Not every skill has to be future-proof. Some just need to keep you human.
And you never know, sometimes a slow craft can lead to your next business idea. That’s how timeless and modern worlds meet halfway.
Do not compete with it
Instead of seeing AI as the enemy, make it your amplifier. Use it to automate what slows you down, prototype ideas faster, and bring creative thoughts to life with less friction. AI can be your first teammate, one that doesn’t sleep, doesn’t judge, and doesn’t cost a salary yet.
The best builders of tomorrow will be AI-native creators: people who use it as an extension of their craft, not a replacement for it.
So learn how to prompt, automate, connect APIs, design flows, or even just brainstorm with it. Treat AI as your co-pilot, not your competitor.
Everything is storytelling
Whether it’s a side project, a brand, or a new experiment, what connects people to what you create isn’t the output. It’s the story behind it. AI can generate, but you can make people care. And that’s a power no model can replicate.
Every product is a story. Every decision says something about what you value. The best thing you can do now is to tell your story, your way, in how you build, how you show up, and what you choose to share.

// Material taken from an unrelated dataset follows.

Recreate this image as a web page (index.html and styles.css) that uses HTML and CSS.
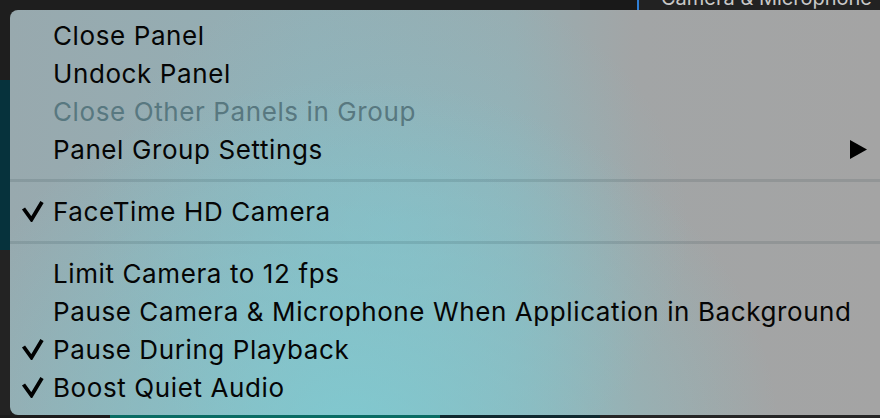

Be authentic, be consistent, and keep learning. That’s how you stay irreplaceable in an age of infinite replication.
Reflection
AI is here to stay. But it’s not the end of human work; it’s the end of mindless work. The people who thrive will be the ones who combine creativity with clarity, who know when to let AI assist and when to take the lead.
The future might look different; smaller teams, faster projects, more automation but behind each of those tools will still be someone deciding what’s meaningful, what’s worth building, and what feels right.
So yes, AI might come for our jobs. But our work, the part that carries our taste, our story, and our care, that’s still ours.
Maybe the real question isn’t “Is AI coming for our jobs?”, because I think it surely comes for up to a point, but a better question is;
“What will we finally have time to create once it does?”